Two of the things that make me happiest are bicycles and mountains, though, so riding up into the mountains like this does me an enormous amount of good. Here are some of the highlights of Sunday's ride.
I had only just left the tarmac when I saw three deer bouncing through the wispy fog that was still drifting across the ploughed fields. They moved fast enough that by the time I had stopped and got my phone out, I needed the 3x zoom — and one of the deer got away entirely. For such an extreme shot from a phone camera, I'm not unhappy with the results.
I also love that the scenery looks pretty wild in this framing, but actually it's still pretty close to a bunch of warehouses and factories, a true liminal space. The early part of this route is stitched together from tracks between fields to avoid busy roads, but it's still pretty close to industrial areas.
A little further along, and with the sun burning off the last vestiges of the mist, I stopped again because I liked the view of the river rippling across the stones. After this stop, though, I hit some pretty technical riding and had to concentrate on where I was putting my wheels. Some rain has finally arrived after the long drought, and then motorbikes (ugh) had come through, so all the mud was churned up into mire.
On my mountain bike I'd probably have been fine, but the Bianchi has some intermediate gravel tyres that are pretty smooth in the centre and with only a little bit of tread on the sides, as well as being narrower than MTB tyres. This is the sort of terrain where I'm glad to have proper pedals that I can unclip from and ride along with my feet free just in case I lose my balance and need to put a foot down in a hurry. Anyway, I got through without too much trouble, despite a lot of slipping and sliding. I did have to stop to clear out the plug of mud between rear wheel and frame once I got out of the woods, and then I walked the bike along the edge of one field that had been ploughed right to the river's edge, not leaving any smooth terrain to ride on.
Nothing much to say about this tower, I just always like the look of it. This is also where the trail finally starts to climb out of the plain.
This is an old railway bridge, and because the road bridge is just upstream, it's reserved for walking and riding. It's not at all signposted, either, so you have to know it's there; I rarely see anyone else on it.
One of the reasons I ride a gravel bike is so that I can spend as little time as possible sharing the road with cars. It's tough to avoid that when it comes to river crossings, though!

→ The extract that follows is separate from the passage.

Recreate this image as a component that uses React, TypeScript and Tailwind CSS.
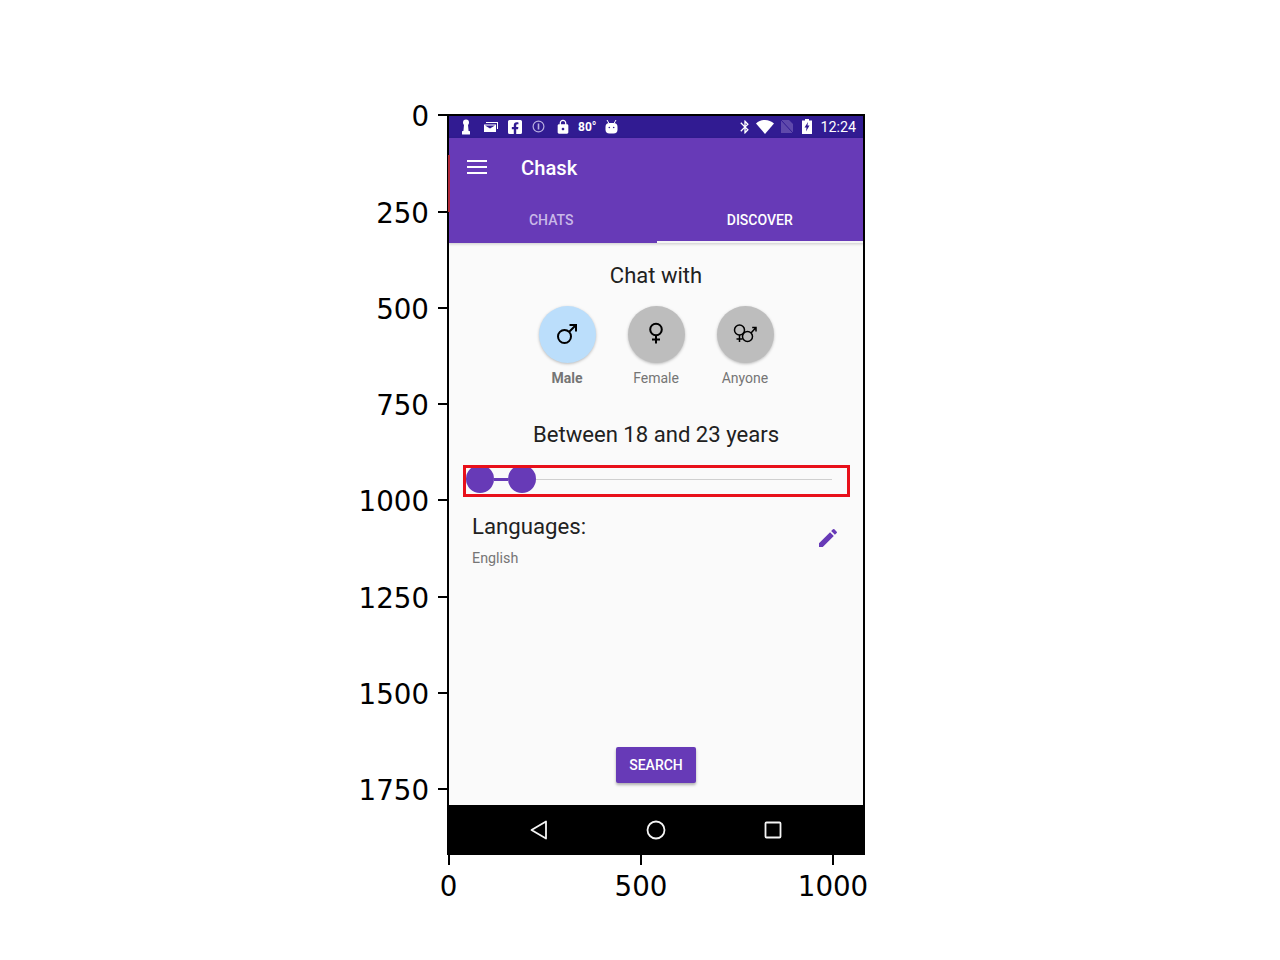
import { MdEdit, MdLock, MdBluetooth } from 'react-icons/md'
import { FaFacebookSquare } from 'react-icons/fa'

const yTicks = [
  { label: '0', top: 0 },
  { label: '250', top: 96.5 },
  { label: '500', top: 192.5 },
  { label: '750', top: 288.5 },
  { label: '1000', top: 385 },
  { label: '1250', top: 481.5 },
  { label: '1500', top: 577.5 },
  { label: '1750', top: 674 },
]

const xTicks = [
  { label: '0', left: 0.5 },
  { label: '500', left: 193 },
  { label: '1000', left: 385 },
]

function MaleIcon() {
  return (
    <svg className="-mt-[2px]" width="24" height="24" viewBox="0 0 24 24" fill="none" stroke="#000" strokeWidth="2">
      <circle cx="9.5" cy="14.5" r="6.5" />
      <path d="M14 10 L21 3 M14.500 3 H21 V9.500" />
    </svg>
  )
}

function FemaleIcon() {
  return (
    <svg className="-mt-[3px]" width="24" height="24" viewBox="0 0 24 24" fill="none" stroke="#000" strokeWidth="2">
      <circle cx="12" cy="8.5" r="5.8" />
      <path d="M12 14 V22.500 M8 18.500 H16" />
    </svg>
  )
}

function AnyoneIcon() {
  return (
    <svg className="-mt-[2px]" width="26" height="24" viewBox="0 0 26 24" fill="none" stroke="#000" strokeWidth="1.500">
      <circle cx="7.5" cy="8" r="5" />
      <path d="M7.500 13 V20 M4.500 17 H10.500" />
      <circle cx="15.5" cy="14.5" r="5" />
      <path d="M19 11 L24 5.500 M20.200 5.500 H24 V9.500" />
    </svg>
  )
}

function StatusBar() {
  return (
    <div className="flex h-[23px] items-center bg-[#311b92] text-white">
      {/* chess pawn */}
      <svg className="ml-[12px]" width="12" height="16" viewBox="0 0 12 16" fill="#fff">
        <circle cx="6" cy="3.5" r="3" />
        <path d="M4 6h4l.6 6H3.400z" />
        <rect x="2" y="12" width="8" height="3.500" rx=".5" />
      </svg>
      {/* mail tray */}
      <svg className="ml-[12px]" width="14" height="10" viewBox="0 0 14 10" fill="#fff">
        <path d="M2 0h12v7h-1V1H2z" />
        <path d="M0 2.500h12V10H0zM1 3.500l5 3 5-3z" fillRule="evenodd" />
      </svg>
      <FaFacebookSquare className="ml-[9px]" size={16} />
      <svg className="ml-[9px]" width="13" height="13" viewBox="0 0 13 13" fill="none" stroke="#b9aee0" strokeWidth="1.200">
        <circle cx="6.5" cy="6.5" r="5.400" />
        <path d="M6.500 3.500v6" strokeWidth="1.600" />
      </svg>
      <MdLock className="ml-[10px]" size={16} />
      <span className="ml-[7px] font-['Roboto',sans-serif] text-[12px] leading-none font-bold">80°</span>
      {/* android head */}
      <svg className="ml-[9px]" width="13" height="14" viewBox="0 0 13 14" fill="#fff">
        <path d="M2 0l2 3.500M11 0L9 3.500" stroke="#fff" strokeWidth="1" />
        <rect x="0.5" y="3" width="12" height="10.500" rx="4" />
        <circle cx="4.300" cy="7.500" r=".8" fill="#311b92" />
        <circle cx="8.700" cy="7.500" r=".8" fill="#311b92" />
      </svg>
      <MdBluetooth className="ml-auto" size={16} />
      {/* wifi */}
      <svg className="ml-[3px]" width="18" height="14" viewBox="0 0 18 14" fill="#fff">
        <path d="M0 3.500C2.500 1.300 5.600 0 9 0s6.500 1.300 9 3.500L9 14z" />
      </svg>
      {/* no sim signal */}
      <svg className="ml-[7px]" width="12" height="13" viewBox="0 0 12 13" fill="#5f49ab">
        <path d="M0 0h8l4 4v9H0z" />
        <path d="M0 0L12 13" stroke="#311b92" strokeWidth="1" />
      </svg>
      {/* battery charging */}
      <svg className="ml-[9px]" width="10" height="15" viewBox="0 0 10 15" fill="#fff">
        <path d="M3 0h4v1.500h3V15H0V1.500h3z" />
        <path d="M6 3L2.500 8.500h2L4 12.500 7.500 6.500h-2z" fill="#311b92" />
      </svg>
      <span className="mt-[1px] mr-[8px] ml-[8px] font-['Roboto',sans-serif] text-[14.300px] leading-none">12:24</span>
    </div>
  )
}

function ChoiceButton({ label, bg, bold, children }: { label: string; bg: string; bold?: boolean; children: React.ReactNode }) {
  return (
    <div className="flex w-[57px] flex-col items-center">
      <div className={`flex h-[57px] w-[57px] items-center justify-center rounded-full shadow-[0_1px_3px_rgba(0,0,0,0.25)] ${bg}`}>
        {children}
      </div>
      <span className={`mt-[6px] text-[14px] leading-[18px] whitespace-nowrap text-[#757575] ${bold ? 'font-bold' : ''}`}>
        {label}
      </span>
    </div>
  )
}

export default function App() {
  return (
    <div className="h-[960px] w-[1280px] overflow-hidden bg-white pt-[115px] pl-[448px] font-['Roboto',sans-serif]">
      <div className="relative h-[740px] w-[416px]">
        {/* Phone screen */}
        <div className="flex h-full w-full flex-col overflow-hidden">
          <StatusBar />

          {/* App bar + tabs */}
          <div className="relative z-10 bg-[#673ab7] shadow-[0_1px_3px_rgba(0,0,0,0.2)]">
            <div className="flex h-[60px] items-center text-white">
              <svg className="-mt-[3px] ml-[19px]" width="20" height="14" viewBox="0 0 20 14" fill="#fff">
                <rect y="0" width="20" height="2" />
                <rect y="6" width="20" height="2" />
                <rect y="12" width="20" height="2" />
              </svg>
              <span className="ml-[34px] text-[20.200px] leading-none font-medium">Chask</span>
            </div>
            <div className="flex h-[45px] text-[14px] font-medium">
              <div className="flex flex-1 items-center justify-center pr-[2px] text-[#c9b8e8]">CHATS</div>
              <div className="flex flex-1 items-center justify-center border-b-[2px] border-[#f5f5f5] pt-[1px] pr-[1px] text-white">DISCOVER</div>
            </div>
          </div>

          {/* Content */}
          <div className="flex flex-1 flex-col bg-[#fafafa] text-[#212121]">
            <div className="mt-[20px] text-center text-[22px] leading-[26px]">Chat with</div>
            <div className="mt-[17px] flex justify-center gap-[32px]">
              <ChoiceButton label="Male" bg="bg-[#bbdefb]" bold>
                <MaleIcon />
              </ChoiceButton>
              <ChoiceButton label="Female" bg="bg-[#bdbdbd]">
                <FemaleIcon />
              </ChoiceButton>
              <ChoiceButton label="Anyone" bg="bg-[#bdbdbd]">
                <AnyoneIcon />
              </ChoiceButton>
            </div>
            <div className="mt-[34px] text-center text-[22.100px] leading-[26px]">Between 18 and 23 years</div>

            {/* Range slider */}
            <div className="mt-[18px] ml-[18px] flex h-[28px] w-[366px] items-center">
              <div className="h-[28px] w-[28px] rounded-full bg-[#673ab7]" />
              <div className="h-[3px] w-[14px] bg-[#673ab7]" />
              <div className="h-[28px] w-[28px] rounded-full bg-[#673ab7]" />
              <div className="h-px flex-1 bg-[#d0d0d0]" />
            </div>

            <div className="mt-[19px] flex pr-[24px] pl-[24px]">
              <div className="flex-1">
                <div className="text-[22.200px] leading-[28px]">Languages:</div>
                <div className="mt-[9px] text-[14.300px] leading-[18px] text-[#757575]">English</div>
              </div>
              <MdEdit className="mt-[14px] text-[#673ab7]" size={24} />
            </div>

            <div className="mt-auto mb-[22px] flex justify-center">
              <div className="flex h-[36px] w-[80px] items-center justify-center rounded-[2px] bg-[#673ab7] pt-px text-[14px] font-medium text-white shadow-[0_2px_3px_rgba(0,0,0,0.3)]">
                SEARCH
              </div>
            </div>
          </div>

          {/* Android nav bar */}
          <div className="flex h-[50px] items-center bg-black">
            <svg className="ml-[81px]" width="20" height="20" viewBox="0 0 20 20" fill="none" stroke="#f5f5f5" strokeWidth="1.800" strokeLinejoin="round">
              <path d="M17 1.500V18.500L2.500 10z" />
            </svg>
            <svg className="ml-[97px]" width="20" height="20" viewBox="0 0 20 20" fill="none" stroke="#f5f5f5" strokeWidth="1.800">
              <circle cx="10" cy="10" r="8.500" />
            </svg>
            <svg className="ml-[98px]" width="18" height="18" viewBox="0 0 18 18" fill="none" stroke="#f5f5f5" strokeWidth="1.800">
              <rect x="1.500" y="1.500" width="15" height="15" rx="1" />
            </svg>
          </div>
        </div>

        {/* Plot spines */}
        <div className="pointer-events-none absolute -inset-x-px -top-px bottom-0 z-20 border-[2px] border-black" />

        {/* Annotation box */}
        <div className="pointer-events-none absolute top-[350px] left-[15px] z-20 h-[32px] w-[387px] border-[3px] border-[#e8101a]" />
        <div className="absolute top-[40px] left-[0px] z-20 h-[57px] w-[2px] bg-[#b02a3a]" />

        {/* Y axis */}
        {yTicks.map((t) => (
          <div key={t.label} className="absolute right-full flex h-0 items-center" style={{ top: t.top }}>
            <span className="mr-[9px] translate-y-[2px] font-['DejaVu_Sans',sans-serif] text-[27.700px] leading-none text-black">{t.label}</span>
            <div className="h-[2px] w-[10px] bg-black" />
          </div>
        ))}

        {/* X axis */}
        {xTicks.map((t) => (
          <div key={t.label} className="absolute top-full flex w-0 flex-col items-center" style={{ left: t.left }}>
            <div className="h-[10px] w-[2px] shrink-0 bg-black" />
            <span className="mt-[5px] font-['DejaVu_Sans',sans-serif] text-[27.700px] leading-[34px] text-black">{t.label}</span>
          </div>
        ))}
      </div>
    </div>
  )
}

One newer bridge around here has a cycle path slung underneath it, and one of the busier bridges carved out a cycle path in a redesign, but this one is the best of all.
After that I rode properly up into the hills, climbing up out of the Nure valley and over the watershed down into the Trebbia valley before heading home. Unfortunately the day clouded over a bit too, so although I did stop to take a few more shots, they aren't nearly so scenic. I did want to share this one, though, because that rocky outcrop in the middle distance already featured in a past ride report.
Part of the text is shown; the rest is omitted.